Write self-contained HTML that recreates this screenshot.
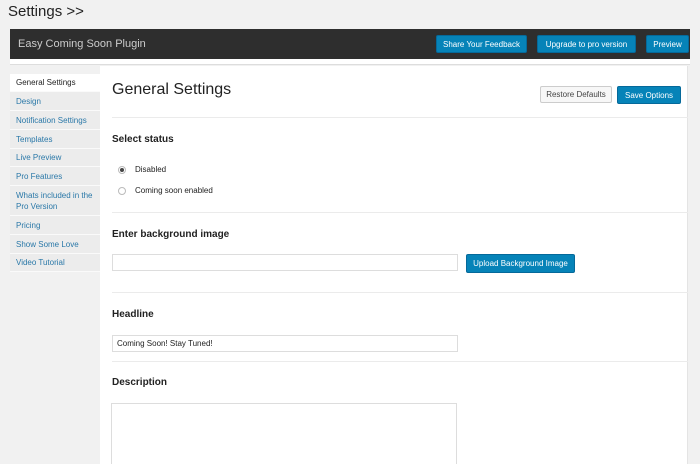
<!DOCTYPE html><html style="overflow:hidden;height:464px"><head><style>
*{margin:0;padding:0;box-sizing:border-box}
body{width:700px;height:464px;overflow:hidden;background:#f1f1f1;font-family:"Liberation Sans",sans-serif;position:relative;color:#222}
.a{position:absolute}
.btn{position:absolute;background:#0683b8;color:#fff;font-size:8px;display:flex;align-items:center;justify-content:center;border-radius:2px;border:1px solid #05699a}
.nav{position:absolute;left:10px;width:90px;font-size:8px;color:#2a78a8;padding-left:6px;background:#ececec;border-bottom:1px solid #fafafa;display:flex;align-items:center;line-height:11px}
.hr{position:absolute;left:112px;width:576px;height:1px;background:#ebebeb}
.lbl{position:absolute;left:112px;font-size:10px;font-weight:bold;color:#222}
.inp{position:absolute;background:#fff;border:1px solid #ddd}
</style></head><body>
<div class="a" style="left:8px;top:3px;font-size:15px;color:#222">Settings &gt;&gt;</div>
<div class="a" style="left:10px;top:29px;width:680px;height:30px;background:#2e2e2e"></div>
<div class="a" style="left:18px;top:38px;font-size:11px;color:#ccc">Easy Coming Soon Plugin</div>
<div class="btn" style="left:436px;top:35px;width:91px;height:18px">Share Your Feedback</div>
<div class="btn" style="left:537px;top:35px;width:99px;height:18px">Upgrade to pro version</div>
<div class="btn" style="left:646px;top:35px;width:43px;height:18px">Preview</div>
<div class="a" style="left:10px;top:59px;width:680px;height:6px;background:#fff;border-bottom:1px solid #ddd"></div>
<div class="a" style="left:100px;top:66px;width:588px;height:398px;background:#fff;border-right:1px solid #e4e4e4"></div>
<div class="nav" style="top:74px;height:18px;background:#fff;color:#222">General Settings</div>
<div class="nav" style="top:92px;height:19px">Design</div>
<div class="nav" style="top:111px;height:19px">Notification Settings</div>
<div class="nav" style="top:130px;height:19px">Templates</div>
<div class="nav" style="top:149px;height:18px">Live Preview</div>
<div class="nav" style="top:167px;height:19px">Pro Features</div>
<div class="nav" style="top:186px;height:30px">Whats included in the Pro Version</div>
<div class="nav" style="top:216px;height:19px">Pricing</div>
<div class="nav" style="top:235px;height:19px">Show Some Love</div>
<div class="nav" style="top:254px;height:18px">Video Tutorial</div>
<div class="a" style="left:112px;top:81px;font-size:16px;color:#222">General Settings</div>
<div class="a" style="left:540px;top:86px;width:72px;height:17px;background:#f7f7f7;border:1px solid #ccc;border-radius:2px;font-size:8px;color:#444;display:flex;align-items:center;justify-content:center">Restore Defaults</div>
<div class="btn" style="left:617px;top:86px;width:64px;height:18px">Save Options</div>
<div class="hr" style="top:117px"></div>
<div class="lbl" style="top:134px">Select status</div>
<div class="a" style="left:118px;top:166px;width:8px;height:8px;border:1px solid #bbb;border-radius:50%;background:#fff"><div style="width:4px;height:4px;margin:1px;border-radius:50%;background:#444"></div></div>
<div class="a" style="left:135px;top:165px;font-size:8px">Disabled</div>
<div class="a" style="left:118px;top:187px;width:8px;height:8px;border:1px solid #bbb;border-radius:50%;background:#fff"></div>
<div class="a" style="left:135px;top:186px;font-size:8px">Coming soon enabled</div>
<div class="hr" style="top:212px"></div>
<div class="lbl" style="top:229px">Enter background image</div>
<div class="inp" style="left:112px;top:254px;width:346px;height:17px"></div>
<div class="btn" style="left:466px;top:254px;width:109px;height:19px">Upload Background Image</div>
<div class="hr" style="top:292px"></div>
<div class="lbl" style="top:309px">Headline</div>
<div class="inp" style="left:112px;top:335px;width:346px;height:17px;font-size:8px;padding:3px 4px">Coming Soon! Stay Tuned!</div>
<div class="hr" style="top:361px"></div>
<div class="lbl" style="top:377px">Description</div>
<div class="inp" style="left:111px;top:403px;width:346px;height:61px;border-bottom:none"></div>
</body></html>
------------------------------
- [WHAT IS EXPECTED]: Write out the listing above exactly as it stands, pictures excluded.

- [THE OUTPUT]:
Write self-contained HTML that recreates this screenshot.
<!DOCTYPE html><html style="overflow:hidden;height:464px"><head><style>
*{margin:0;padding:0;box-sizing:border-box}
body{width:700px;height:464px;overflow:hidden;background:#f1f1f1;font-family:"Liberation Sans",sans-serif;position:relative;color:#222}
.a{position:absolute}
.btn{position:absolute;background:#0683b8;color:#fff;font-size:8px;display:flex;align-items:center;justify-content:center;border-radius:2px;border:1px solid #05699a}
.nav{position:absolute;left:10px;width:90px;font-size:8px;color:#2a78a8;padding-left:6px;background:#ececec;border-bottom:1px solid #fafafa;display:flex;align-items:center;line-height:11px}
.hr{position:absolute;left:112px;width:576px;height:1px;background:#ebebeb}
.lbl{position:absolute;left:112px;font-size:10px;font-weight:bold;color:#222}
.inp{position:absolute;background:#fff;border:1px solid #ddd}
</style></head><body>
<div class="a" style="left:8px;top:3px;font-size:15px;color:#222">Settings &gt;&gt;</div>
<div class="a" style="left:10px;top:29px;width:680px;height:30px;background:#2e2e2e"></div>
<div class="a" style="left:18px;top:38px;font-size:11px;color:#ccc">Easy Coming Soon Plugin</div>
<div class="btn" style="left:436px;top:35px;width:91px;height:18px">Share Your Feedback</div>
<div class="btn" style="left:537px;top:35px;width:99px;height:18px">Upgrade to pro version</div>
<div class="btn" style="left:646px;top:35px;width:43px;height:18px">Preview</div>
<div class="a" style="left:10px;top:59px;width:680px;height:6px;background:#fff;border-bottom:1px solid #ddd"></div>
<div class="a" style="left:100px;top:66px;width:588px;height:398px;background:#fff;border-right:1px solid #e4e4e4"></div>
<div class="nav" style="top:74px;height:18px;background:#fff;color:#222">General Settings</div>
<div class="nav" style="top:92px;height:19px">Design</div>
<div class="nav" style="top:111px;height:19px">Notification Settings</div>
<div class="nav" style="top:130px;height:19px">Templates</div>
<div class="nav" style="top:149px;height:18px">Live Preview</div>
<div class="nav" style="top:167px;height:19px">Pro Features</div>
<div class="nav" style="top:186px;height:30px">Whats included in the Pro Version</div>
<div class="nav" style="top:216px;height:19px">Pricing</div>
<div class="nav" style="top:235px;height:19px">Show Some Love</div>
<div class="nav" style="top:254px;height:18px">Video Tutorial</div>
<div class="a" style="left:112px;top:81px;font-size:16px;color:#222">General Settings</div>
<div class="a" style="left:540px;top:86px;width:72px;height:17px;background:#f7f7f7;border:1px solid #ccc;border-radius:2px;font-size:8px;color:#444;display:flex;align-items:center;justify-content:center">Restore Defaults</div>
<div class="btn" style="left:617px;top:86px;width:64px;height:18px">Save Options</div>
<div class="hr" style="top:117px"></div>
<div class="lbl" style="top:134px">Select status</div>
<div class="a" style="left:118px;top:166px;width:8px;height:8px;border:1px solid #bbb;border-radius:50%;background:#fff"><div style="width:4px;height:4px;margin:1px;border-radius:50%;background:#444"></div></div>
<div class="a" style="left:135px;top:165px;font-size:8px">Disabled</div>
<div class="a" style="left:118px;top:187px;width:8px;height:8px;border:1px solid #bbb;border-radius:50%;background:#fff"></div>
<div class="a" style="left:135px;top:186px;font-size:8px">Coming soon enabled</div>
<div class="hr" style="top:212px"></div>
<div class="lbl" style="top:229px">Enter background image</div>
<div class="inp" style="left:112px;top:254px;width:346px;height:17px"></div>
<div class="btn" style="left:466px;top:254px;width:109px;height:19px">Upload Background Image</div>
<div class="hr" style="top:292px"></div>
<div class="lbl" style="top:309px">Headline</div>
<div class="inp" style="left:112px;top:335px;width:346px;height:17px;font-size:8px;padding:3px 4px">Coming Soon! Stay Tuned!</div>
<div class="hr" style="top:361px"></div>
<div class="lbl" style="top:377px">Description</div>
<div class="inp" style="left:111px;top:403px;width:346px;height:61px;border-bottom:none"></div>
</body></html>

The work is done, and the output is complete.